Stated exercise
From the listing that follows, extract every line and set it down unaltered.

==*==

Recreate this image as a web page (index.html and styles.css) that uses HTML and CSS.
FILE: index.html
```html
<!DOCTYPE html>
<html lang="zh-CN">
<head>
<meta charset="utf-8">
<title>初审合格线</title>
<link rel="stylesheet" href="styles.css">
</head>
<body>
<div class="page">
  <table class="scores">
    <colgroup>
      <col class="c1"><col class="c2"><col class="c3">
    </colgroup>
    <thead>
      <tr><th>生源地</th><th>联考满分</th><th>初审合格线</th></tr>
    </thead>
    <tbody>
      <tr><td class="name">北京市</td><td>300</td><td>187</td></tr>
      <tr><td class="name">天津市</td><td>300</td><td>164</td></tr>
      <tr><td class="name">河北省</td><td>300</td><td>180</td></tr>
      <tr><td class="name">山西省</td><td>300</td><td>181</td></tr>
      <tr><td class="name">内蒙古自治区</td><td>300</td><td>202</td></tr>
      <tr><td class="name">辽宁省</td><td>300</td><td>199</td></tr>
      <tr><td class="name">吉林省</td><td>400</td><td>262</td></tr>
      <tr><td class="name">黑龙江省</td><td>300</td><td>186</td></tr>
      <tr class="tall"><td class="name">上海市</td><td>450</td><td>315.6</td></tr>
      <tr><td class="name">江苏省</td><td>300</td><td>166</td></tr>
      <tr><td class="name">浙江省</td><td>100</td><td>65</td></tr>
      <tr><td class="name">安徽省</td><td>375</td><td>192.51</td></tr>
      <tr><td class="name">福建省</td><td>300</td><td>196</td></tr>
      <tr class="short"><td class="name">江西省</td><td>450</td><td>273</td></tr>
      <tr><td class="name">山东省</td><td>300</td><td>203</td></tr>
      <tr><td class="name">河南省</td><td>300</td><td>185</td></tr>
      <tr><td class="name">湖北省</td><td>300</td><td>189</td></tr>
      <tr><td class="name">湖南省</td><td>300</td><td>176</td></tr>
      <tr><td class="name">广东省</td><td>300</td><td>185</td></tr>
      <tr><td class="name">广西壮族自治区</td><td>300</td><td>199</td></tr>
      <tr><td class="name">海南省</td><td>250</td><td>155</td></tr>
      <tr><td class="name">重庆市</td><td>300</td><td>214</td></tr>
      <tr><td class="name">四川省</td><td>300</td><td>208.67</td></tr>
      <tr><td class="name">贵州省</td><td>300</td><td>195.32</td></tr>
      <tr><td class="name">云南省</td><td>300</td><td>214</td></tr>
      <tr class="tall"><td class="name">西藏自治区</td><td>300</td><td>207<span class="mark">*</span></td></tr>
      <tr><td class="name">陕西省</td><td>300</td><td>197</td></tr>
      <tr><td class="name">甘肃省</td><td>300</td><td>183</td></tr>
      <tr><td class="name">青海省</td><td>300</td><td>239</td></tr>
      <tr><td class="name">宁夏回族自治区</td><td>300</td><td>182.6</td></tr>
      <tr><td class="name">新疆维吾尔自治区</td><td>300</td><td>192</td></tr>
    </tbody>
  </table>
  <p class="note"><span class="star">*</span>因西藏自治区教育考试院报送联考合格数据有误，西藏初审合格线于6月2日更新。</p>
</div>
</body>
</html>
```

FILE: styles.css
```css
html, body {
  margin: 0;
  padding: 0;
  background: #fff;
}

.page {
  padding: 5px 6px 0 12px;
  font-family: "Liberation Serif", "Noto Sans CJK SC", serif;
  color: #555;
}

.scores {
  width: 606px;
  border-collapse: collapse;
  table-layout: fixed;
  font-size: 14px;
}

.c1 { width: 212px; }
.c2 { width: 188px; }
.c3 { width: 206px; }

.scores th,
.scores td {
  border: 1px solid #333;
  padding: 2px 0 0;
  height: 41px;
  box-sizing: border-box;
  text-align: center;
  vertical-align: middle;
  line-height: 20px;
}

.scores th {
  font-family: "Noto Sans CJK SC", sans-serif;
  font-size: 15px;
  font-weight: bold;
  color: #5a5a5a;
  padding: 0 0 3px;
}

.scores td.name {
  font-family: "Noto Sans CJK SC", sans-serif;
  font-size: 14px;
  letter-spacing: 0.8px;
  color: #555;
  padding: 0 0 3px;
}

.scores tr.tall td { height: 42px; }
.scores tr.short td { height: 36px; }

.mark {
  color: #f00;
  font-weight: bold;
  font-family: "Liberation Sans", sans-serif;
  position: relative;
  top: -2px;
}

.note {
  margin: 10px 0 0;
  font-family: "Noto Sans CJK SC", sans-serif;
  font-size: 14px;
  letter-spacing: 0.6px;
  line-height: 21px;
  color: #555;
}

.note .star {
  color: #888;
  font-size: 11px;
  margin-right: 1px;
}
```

==*==

Response to this exercise
Recreate this image as a web page (index.html and styles.css) that uses HTML and CSS.
FILE: index.html
```html
<!DOCTYPE html>
<html lang="zh-CN">
<head>
<meta charset="utf-8">
<title>初审合格线</title>
<link rel="stylesheet" href="styles.css">
</head>
<body>
<div class="page">
  <table class="scores">
    <colgroup>
      <col class="c1"><col class="c2"><col class="c3">
    </colgroup>
    <thead>
      <tr><th>生源地</th><th>联考满分</th><th>初审合格线</th></tr>
    </thead>
    <tbody>
      <tr><td class="name">北京市</td><td>300</td><td>187</td></tr>
      <tr><td class="name">天津市</td><td>300</td><td>164</td></tr>
      <tr><td class="name">河北省</td><td>300</td><td>180</td></tr>
      <tr><td class="name">山西省</td><td>300</td><td>181</td></tr>
      <tr><td class="name">内蒙古自治区</td><td>300</td><td>202</td></tr>
      <tr><td class="name">辽宁省</td><td>300</td><td>199</td></tr>
      <tr><td class="name">吉林省</td><td>400</td><td>262</td></tr>
      <tr><td class="name">黑龙江省</td><td>300</td><td>186</td></tr>
      <tr class="tall"><td class="name">上海市</td><td>450</td><td>315.6</td></tr>
      <tr><td class="name">江苏省</td><td>300</td><td>166</td></tr>
      <tr><td class="name">浙江省</td><td>100</td><td>65</td></tr>
      <tr><td class="name">安徽省</td><td>375</td><td>192.51</td></tr>
      <tr><td class="name">福建省</td><td>300</td><td>196</td></tr>
      <tr class="short"><td class="name">江西省</td><td>450</td><td>273</td></tr>
      <tr><td class="name">山东省</td><td>300</td><td>203</td></tr>
      <tr><td class="name">河南省</td><td>300</td><td>185</td></tr>
      <tr><td class="name">湖北省</td><td>300</td><td>189</td></tr>
      <tr><td class="name">湖南省</td><td>300</td><td>176</td></tr>
      <tr><td class="name">广东省</td><td>300</td><td>185</td></tr>
      <tr><td class="name">广西壮族自治区</td><td>300</td><td>199</td></tr>
      <tr><td class="name">海南省</td><td>250</td><td>155</td></tr>
      <tr><td class="name">重庆市</td><td>300</td><td>214</td></tr>
      <tr><td class="name">四川省</td><td>300</td><td>208.67</td></tr>
      <tr><td class="name">贵州省</td><td>300</td><td>195.32</td></tr>
      <tr><td class="name">云南省</td><td>300</td><td>214</td></tr>
      <tr class="tall"><td class="name">西藏自治区</td><td>300</td><td>207<span class="mark">*</span></td></tr>
      <tr><td class="name">陕西省</td><td>300</td><td>197</td></tr>
      <tr><td class="name">甘肃省</td><td>300</td><td>183</td></tr>
      <tr><td class="name">青海省</td><td>300</td><td>239</td></tr>
      <tr><td class="name">宁夏回族自治区</td><td>300</td><td>182.6</td></tr>
      <tr><td class="name">新疆维吾尔自治区</td><td>300</td><td>192</td></tr>
    </tbody>
  </table>
  <p class="note"><span class="star">*</span>因西藏自治区教育考试院报送联考合格数据有误，西藏初审合格线于6月2日更新。</p>
</div>
</body>
</html>
```

FILE: styles.css
```css
html, body {
  margin: 0;
  padding: 0;
  background: #fff;
}

.page {
  padding: 5px 6px 0 12px;
  font-family: "Liberation Serif", "Noto Sans CJK SC", serif;
  color: #555;
}

.scores {
  width: 606px;
  border-collapse: collapse;
  table-layout: fixed;
  font-size: 14px;
}

.c1 { width: 212px; }
.c2 { width: 188px; }
.c3 { width: 206px; }

.scores th,
.scores td {
  border: 1px solid #333;
  padding: 2px 0 0;
  height: 41px;
  box-sizing: border-box;
  text-align: center;
  vertical-align: middle;
  line-height: 20px;
}

.scores th {
  font-family: "Noto Sans CJK SC", sans-serif;
  font-size: 15px;
  font-weight: bold;
  color: #5a5a5a;
  padding: 0 0 3px;
}

.scores td.name {
  font-family: "Noto Sans CJK SC", sans-serif;
  font-size: 14px;
  letter-spacing: 0.8px;
  color: #555;
  padding: 0 0 3px;
}

.scores tr.tall td { height: 42px; }
.scores tr.short td { height: 36px; }

.mark {
  color: #f00;
  font-weight: bold;
  font-family: "Liberation Sans", sans-serif;
  position: relative;
  top: -2px;
}

.note {
  margin: 10px 0 0;
  font-family: "Noto Sans CJK SC", sans-serif;
  font-size: 14px;
  letter-spacing: 0.6px;
  line-height: 21px;
  color: #555;
}

.note .star {
  color: #888;
  font-size: 11px;
  margin-right: 1px;
}
```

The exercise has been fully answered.